# start of COLLECTED MATERIAL

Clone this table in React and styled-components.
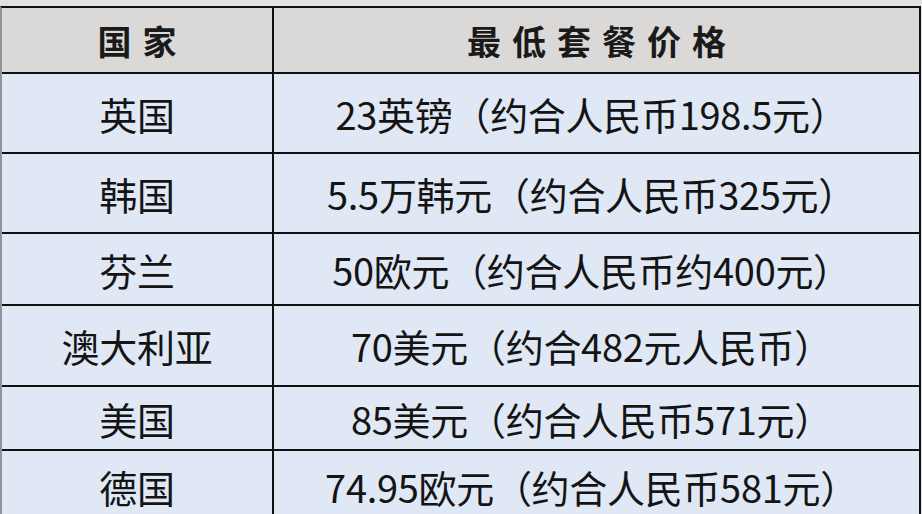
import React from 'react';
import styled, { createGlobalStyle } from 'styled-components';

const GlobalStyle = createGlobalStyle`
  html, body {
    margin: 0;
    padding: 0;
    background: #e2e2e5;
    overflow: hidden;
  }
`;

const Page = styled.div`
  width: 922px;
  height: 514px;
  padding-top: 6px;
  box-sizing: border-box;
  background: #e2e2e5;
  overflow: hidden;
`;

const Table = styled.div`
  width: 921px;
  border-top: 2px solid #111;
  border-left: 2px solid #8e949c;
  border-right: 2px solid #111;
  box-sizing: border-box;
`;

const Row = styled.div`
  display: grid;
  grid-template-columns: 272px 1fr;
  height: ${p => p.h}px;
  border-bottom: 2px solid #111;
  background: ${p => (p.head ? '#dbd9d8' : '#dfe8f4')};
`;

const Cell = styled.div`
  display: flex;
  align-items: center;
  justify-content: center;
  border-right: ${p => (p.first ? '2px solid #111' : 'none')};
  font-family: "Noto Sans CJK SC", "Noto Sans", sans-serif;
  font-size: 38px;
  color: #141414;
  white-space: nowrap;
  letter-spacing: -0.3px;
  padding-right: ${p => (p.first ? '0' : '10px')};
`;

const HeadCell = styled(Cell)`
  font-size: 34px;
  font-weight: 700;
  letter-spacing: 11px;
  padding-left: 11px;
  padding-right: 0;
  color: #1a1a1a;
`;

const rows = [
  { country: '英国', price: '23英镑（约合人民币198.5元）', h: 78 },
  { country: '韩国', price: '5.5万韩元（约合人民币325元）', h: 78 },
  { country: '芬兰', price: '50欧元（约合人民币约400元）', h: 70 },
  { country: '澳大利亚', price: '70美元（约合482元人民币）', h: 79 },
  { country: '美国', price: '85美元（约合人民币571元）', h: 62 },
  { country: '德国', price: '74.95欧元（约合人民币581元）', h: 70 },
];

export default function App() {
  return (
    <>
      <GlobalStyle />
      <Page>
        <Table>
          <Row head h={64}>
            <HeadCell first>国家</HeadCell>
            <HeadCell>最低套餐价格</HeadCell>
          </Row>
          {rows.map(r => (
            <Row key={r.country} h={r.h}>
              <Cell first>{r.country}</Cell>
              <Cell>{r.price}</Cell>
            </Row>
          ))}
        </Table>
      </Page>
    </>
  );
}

# end of COLLECTED MATERIAL

--- PROBLEM DETAILS ---
Repeat the listing verbatim. Skip the pictures.

--- WORKED ANSWER ---
Clone this table in React and styled-components.
import React from 'react';
import styled, { createGlobalStyle } from 'styled-components';

const GlobalStyle = createGlobalStyle`
  html, body {
    margin: 0;
    padding: 0;
    background: #e2e2e5;
    overflow: hidden;
  }
`;

const Page = styled.div`
  width: 922px;
  height: 514px;
  padding-top: 6px;
  box-sizing: border-box;
  background: #e2e2e5;
  overflow: hidden;
`;

const Table = styled.div`
  width: 921px;
  border-top: 2px solid #111;
  border-left: 2px solid #8e949c;
  border-right: 2px solid #111;
  box-sizing: border-box;
`;

const Row = styled.div`
  display: grid;
  grid-template-columns: 272px 1fr;
  height: ${p => p.h}px;
  border-bottom: 2px solid #111;
  background: ${p => (p.head ? '#dbd9d8' : '#dfe8f4')};
`;

const Cell = styled.div`
  display: flex;
  align-items: center;
  justify-content: center;
  border-right: ${p => (p.first ? '2px solid #111' : 'none')};
  font-family: "Noto Sans CJK SC", "Noto Sans", sans-serif;
  font-size: 38px;
  color: #141414;
  white-space: nowrap;
  letter-spacing: -0.3px;
  padding-right: ${p => (p.first ? '0' : '10px')};
`;

const HeadCell = styled(Cell)`
  font-size: 34px;
  font-weight: 700;
  letter-spacing: 11px;
  padding-left: 11px;
  padding-right: 0;
  color: #1a1a1a;
`;

const rows = [
  { country: '英国', price: '23英镑（约合人民币198.5元）', h: 78 },
  { country: '韩国', price: '5.5万韩元（约合人民币325元）', h: 78 },
  { country: '芬兰', price: '50欧元（约合人民币约400元）', h: 70 },
  { country: '澳大利亚', price: '70美元（约合482元人民币）', h: 79 },
  { country: '美国', price: '85美元（约合人民币571元）', h: 62 },
  { country: '德国', price: '74.95欧元（约合人民币581元）', h: 70 },
];

export default function App() {
  return (
    <>
      <GlobalStyle />
      <Page>
        <Table>
          <Row head h={64}>
            <HeadCell first>国家</HeadCell>
            <HeadCell>最低套餐价格</HeadCell>
          </Row>
          {rows.map(r => (
            <Row key={r.country} h={r.h}>
              <Cell first>{r.country}</Cell>
              <Cell>{r.price}</Cell>
            </Row>
          ))}
        </Table>
      </Page>
    </>
  );
}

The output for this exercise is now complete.